I am trying to understand how much it is possible to extend the notion of spectrum of a qcoh sheaf of algebras to stacks.

More precisely, given a scheme $S$ and a stack $F$ of cohomological cdga's that are quasi-coherent $\mathcal{O}_S$-modules (with cohomology in non-negative degrees) I would like to define a stack over over S by $(f:Spec(A) \to S) \mapsto Map_{cdga(A)}(f^*F,A)$, generalizing the usual notion of relative spectrum https://stacks.math.columbia.edu/tag/01LQ.

What bothers me is how to prove that the defined presheaf satisfies the hyperdescent condition.

Now, given a quasi-coherent complex $L$ on $S$, Toen defines the linear stack associated to L by $(f:Spec(A) \to S) \mapsto Map_{dg A-mod}(f^*L,A)$, and this is a stack as the quasi-coherent complexes form a stack of infinity categories (this I also don't understand why, and this might be the fist question). Hence, if $F$ is a stack of free cdg $\mathcal{O}_S$-algebras (say $F=Symm_{O_S}(L)$), then my relative spectrum satisfies the hyperdescent just by applying the free functor to the mapping spaces. On the other hand, if the cohomology of F is concentrated in the non-positive degrees, than this relative spectrum should be well defined and give a derived scheme and this is also something I more or less understand (I could use the ringed spaces approach or I think it is also possible to embed nicely $Map_{cdga(A)}(f^*F,O_U)$ into $Map_{A-mod}(f^*F,O_U)$ so that the embedding respects homotopy limits). However, when F has cohomology in non-negative degrees I get lost.
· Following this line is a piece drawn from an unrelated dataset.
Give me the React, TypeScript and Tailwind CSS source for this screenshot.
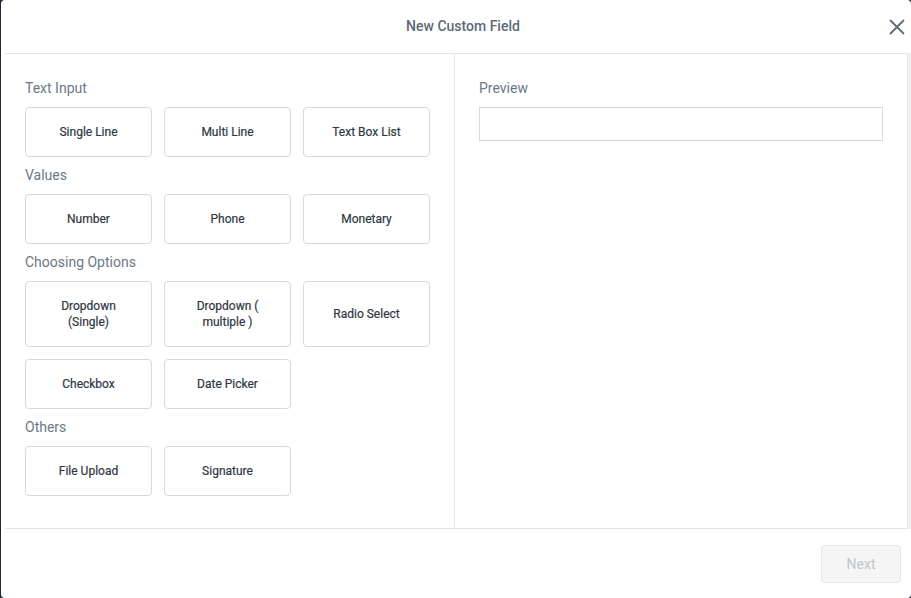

Does anybody know if the functor: $Aff/S\to\infty-cat: Spec(A) \mapsto L(cdga(A))$ is a stack of infty-categories (where affine schemes are non-derived) as then my prestack would be automatically a stack, or even simpler question, how do you prove that quasi-coherent derived categories form a stack (this is mentioned at the beginning of section 3.1 in Toen's derived algebraic geometry), so I can try to do a similar thing for algebras (if possible)